Summary of Week 1
Congratulations! You have reached the end of week 1! Let’s recap what we have learned this week.
The economic system on which culture relies to generate revenues for cultural producers has had to adjust to the digital era.
Digital technologies have generated numerous hopes that it would democratise cultural production, enable self-production, self-promotion, empower audiences, and weaken powerful intermediaries like distributors and record companies that make a lot of profit out of creators’ work. However, it seems that a new power dynamic is emerging. New dominant players are on the rise, like the GAFA, but also streaming platforms like Deezer and Spotify for music, or Netflix for the audio-visual sector. With the increasing competition for audience attention, status and reputation, along with the unequal distribution of revenues among artists, the digital environment puts strong pressure on creators who wish to make a living from their art.

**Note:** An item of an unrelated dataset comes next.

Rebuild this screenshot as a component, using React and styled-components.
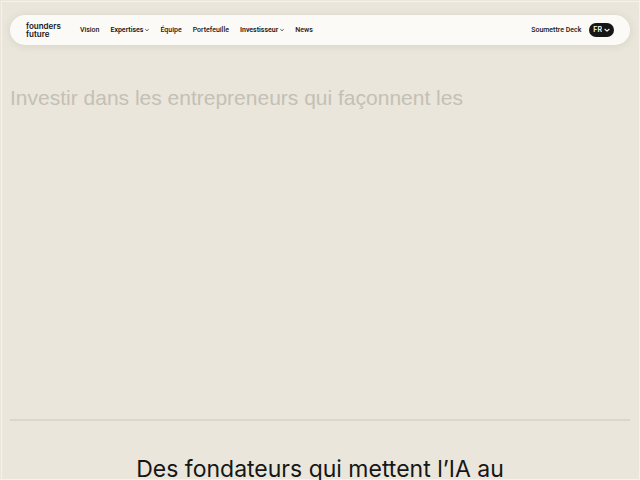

By looking at transmedia, we saw that the emergence of digital media is more than just an additional communication channel. It enriches and expands the complex transmedia environment, in which old and new media coexist and nurture each other. We have seen how traditional players, like TV shows producers and distributors, have been mobilising social media online games to sustain interaction with their audience and reinforce an old media. We also saw that transmedia storytelling expands to all aspects of life, from activism and protests to national reconciliation, from charity fundraising to politics, making the border between the cultural world and the real world increasingly blurry.
In week 2, we will look at cultural institutions and analyse how they are adjusting to the digital era. We will discuss the new opportunities offered by crowdfunding and look at how the different actors of the art world deal with new technologies.